Kissinger's bloodlust rampage in Southeast Asia did not just end with Vietnam and its neighbours. In 1975, Indonesian Dictator Suharto received approval from the White House to invade East Timor, a nation sharing borders with one of many Indonesian islands who declared Independence from Portuguese colonialism the same year. The brutal invasion and subsequent occupation lasted till 1999, offending Kissinger’s words towards Suharto to “do it (the invasion) quickly”. The inevitable genocide the Indonesians put the East Timorians through wiped out over 300,000 people, exterminating nearly half of the nation’s population. Many were killed by the massacres committed by the Indonesian military, several others died from mass starvations and illnesses. Kissinger’s backing of this unfettered violence stemmed from the rise of communists in East Timor, and the potential threat Suharto could face from sharing borders with communists during the era of Cold War.
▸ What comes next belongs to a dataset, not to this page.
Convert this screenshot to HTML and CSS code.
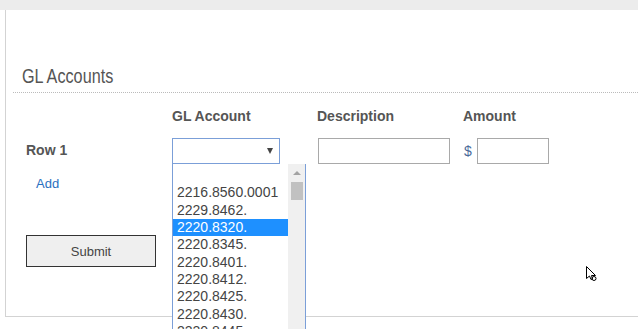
FILE: index.html
```html
<!DOCTYPE html>
<html>
<head>
<meta charset="utf-8">
<link rel="stylesheet" href="styles.css">
</head>
<body>
<div class="topbar"></div>
<div class="panel">
  <h2 class="title"><span class="title-text">GL Accounts</span></h2>
  <div class="form">
    <div class="grid head">
      <span></span>
      <span>GL Account</span>
      <span>Description</span>
      <span>Amount</span>
    </div>
    <div class="grid row">
      <span class="row-label">Row 1</span>
      <div class="select-wrap">
        <div class="select"><span class="caret"></span></div>
        <div class="dropdown">
          <ul class="options">
            <li class="blank"></li>
            <li>2216.8560.0001</li>
            <li>2229.8462.</li>
            <li class="sel">2220.8320.</li>
            <li>2220.8345.</li>
            <li>2220.8401.</li>
            <li>2220.8412.</li>
            <li>2220.8425.</li>
            <li>2220.8430.</li>
            <li>2220.8445.</li>
          </ul>
          <div class="scroll">
            <span class="up"></span>
            <span class="thumb"></span>
          </div>
        </div>
      </div>
      <input class="desc" type="text">
      <div class="amount"><span class="dollar">$</span><input class="amt" type="text"></div>
    </div>
    <a class="add" href="#">Add</a>
    <button class="submit" type="button">Submit</button>
  </div>
</div>
<svg class="cursor" width="14" height="18" viewBox="0 0 14 18">
  <path d="M0.5 0.5 L0.5 12.5 L3.5 10 L5 13.5 L6.5 13 L5.5 9.5 L9.5 9.5 Z" fill="#fff" stroke="#000" stroke-width="1"/>
  <circle cx="8" cy="12.5" r="2" fill="none" stroke="#000" stroke-width="1"/>
</svg>
</body>
</html>
```

FILE: styles.css
```css
html {
  overflow: hidden;
  height: 329px;
}

body {
  margin: 0;
  padding: 0;
  height: 329px;
  background: #fff;
  font-family: "Liberation Sans", Arial, sans-serif;
  color: #555;
}

.topbar {
  height: 10px;
  background: #ececec;
}

.panel {
  margin-left: 5px;
  padding-top: 55px;
  height: 251px;
  border-left: 1px solid #d3d3d3;
  border-bottom: 1px solid #d3d3d3;
}

.title {
  margin: 0 0 0 7px;
  padding: 0 0 4px 9px;
  font-family: "Liberation Sans", Arial, sans-serif;
  font-weight: normal;
  font-size: 20px;
  line-height: 23px;
  color: #555;
  border-bottom: 1px dotted #bbb;
}

.title-text {
  display: inline-block;
  transform: scaleX(0.81);
  transform-origin: left center;
}

.form {
  padding-left: 20px;
  display: flex;
  flex-direction: column;
  align-items: flex-start;
}

.grid {
  display: grid;
  grid-template-columns: 146px 145px 146px auto;
  align-items: center;
}

.head {
  margin-top: 15px;
  font-weight: bold;
  font-size: 14px;
  line-height: 16px;
  color: #555;
}

.row {
  margin-top: 14px;
  height: 26px;
}

.row-label {
  font-weight: bold;
  font-size: 14px;
  line-height: 16px;
  margin-top: -3px;
  color: #555;
}

.select-wrap {
  position: relative;
  width: 108px;
  height: 26px;
}

.select {
  box-sizing: border-box;
  width: 108px;
  height: 26px;
  border: 1px solid #7b9fd8;
  background: #fff;
  display: flex;
  align-items: center;
  justify-content: flex-end;
  padding-right: 6px;
}

.caret {
  width: 0;
  height: 0;
  border-left: 3.5px solid transparent;
  border-right: 3.5px solid transparent;
  border-top: 6px solid #444;
}

.dropdown {
  position: absolute;
  left: 0;
  top: 26px;
  box-sizing: border-box;
  width: 134px;
  height: 165px;
  border: 1px solid #7b9fd8;
  border-top: 0;
  border-bottom: 0;
  background: #fff;
  display: flex;
  overflow: hidden;
  z-index: 5;
}

.options {
  list-style: none;
  margin: 0;
  padding: 3px 0 0;
  width: 115px;
  font-family: "Liberation Sans", Arial, sans-serif;
  font-size: 14px;
  color: #444;
}

.options li {
  height: 17.33px;
  line-height: 17.33px;
  padding-left: 4px;
  white-space: nowrap;
}

.options li.sel {
  background: #1e90ff;
  color: #fff;
}

.scroll {
  width: 17px;
  background: #f0f0f0;
  display: flex;
  flex-direction: column;
  align-items: center;
}

.up {
  margin-top: 7px;
  width: 0;
  height: 0;
  border-left: 4px solid transparent;
  border-right: 4px solid transparent;
  border-bottom: 4px solid #a3a3a3;
}

.thumb {
  margin-top: 7px;
  width: 12px;
  height: 18px;
  background: #c1c1c1;
}

.desc {
  box-sizing: border-box;
  margin: 0 0 0 1px;
  width: 132px;
  height: 26px;
  border: 1px solid #a9a9a9;
  padding: 0;
}

.amount {
  display: flex;
  align-items: center;
}

.dollar {
  margin-left: 1px;
  font-size: 14px;
  color: #4a6a9a;
  width: 13px;
}

.amt {
  box-sizing: border-box;
  margin: 0;
  width: 72px;
  height: 26px;
  border: 1px solid #a9a9a9;
  padding: 0;
}

.add {
  margin: 12px 0 0 10px;
  font-size: 13px;
  line-height: 15px;
  color: #2a6fc0;
  text-decoration: none;
}

.submit {
  margin-top: 44px;
  box-sizing: border-box;
  width: 130px;
  height: 32px;
  background: #efefef;
  border: 1px solid #333;
  border-radius: 0;
  font-family: "Liberation Sans", Arial, sans-serif;
  font-size: 13px;
  color: #444;
  padding: 0;
}

.cursor {
  position: absolute;
  left: 586px;
  top: 266px;
}
```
Kissinger’s ideology did not adhere liberalism or communism, it was rather realpolitik. One that transcends across moral premises of all political principles. He supported any political leanings if it advantaged American interests. Thus, explains Kissinger’s support for Pakistani Dictator Yahya Khan during the Bangladesh Liberation War in 1971. In aim of initiating closer ties with China following the Sino-Soviet Split, the Americans found appeasing Pakistan to be their best bet. And they did so by supporting Pakistan's violence in East Pakistan (now Bangladesh). While succeeding in the task, the blood spilled was inconceivable. The carnage inflicted by Pakistan is often delineated as a genocide, taking the lives of 3,000,000 Bengalis and displacing 10,000,000 more. Khan’s barbarity was heavily buttressed by Nixon and Kissinger's verbal and military support. Today, Bangladesh is free and thriving, but look further and one can unviel the greivances they still face from the brutalism of the genocide.

The vile atrocities above were only a few of Kissinger’s most notable assault in Asia alone. Rather criminally, he had a proclivity towards aiding and supporting massacres globally. (Argentina, Cyprus, Palestine, Angola, Chile, South Africa, and plenty more). He was a callous man, and his moral bankruptcy makes one question whether he truly was a human with a heart and a soul.

Kissinger’s death proves one grim reality we must refuse to accept: the bad guys never pay for their actions. His hands (with the assistance of many others who permitted him) worked tirelessly in ruining the lives of millions in every curved corner of the globe, and that undeniable brutality brought upon a universal consensus on his explicit crimes against humanity. Yet, no justice was brought to his victims; rather giving him the power, the authority, the leverage to perpetuate more endless evil crimes in the Global South. After the 8 years he spent in ‘preserving American interests’ at the expense of humanity, he lived a fairly comfortable life, and was continuously regarded as a political expert by the ruling class (and dictators he aided into positions of power) for the rest of his life.

They omit his prolific expertise at war crimes, but it is difficult for the world to forget or bury them when many Laotians today are limbless from accidentally stepping over UXOs five decades old, or when Vietnamese babies are abandoned for exhibiting disabilities stemming from Agent Orange. The evidences are still present in every country he has brutalized. Even after his death, the blood in his hands will never fade as the ramifications of his inhumane decisions continue to push the people of today into immense suffering; some even dying from it.

There may have been some good in him; We cannot say for certain for neither of us know of him personally. But his works are sufficient in incriminating him as one of world’s greatest villains. I would not be gracious enough to give a man, whose hands are soaked in oceans of blood, the benefit of the doubt. He was a war criminal, and his death should never redeem his tainted legacies of depraved impunity.

To Dr. Henry Kissinger, for whom even hell is too kind.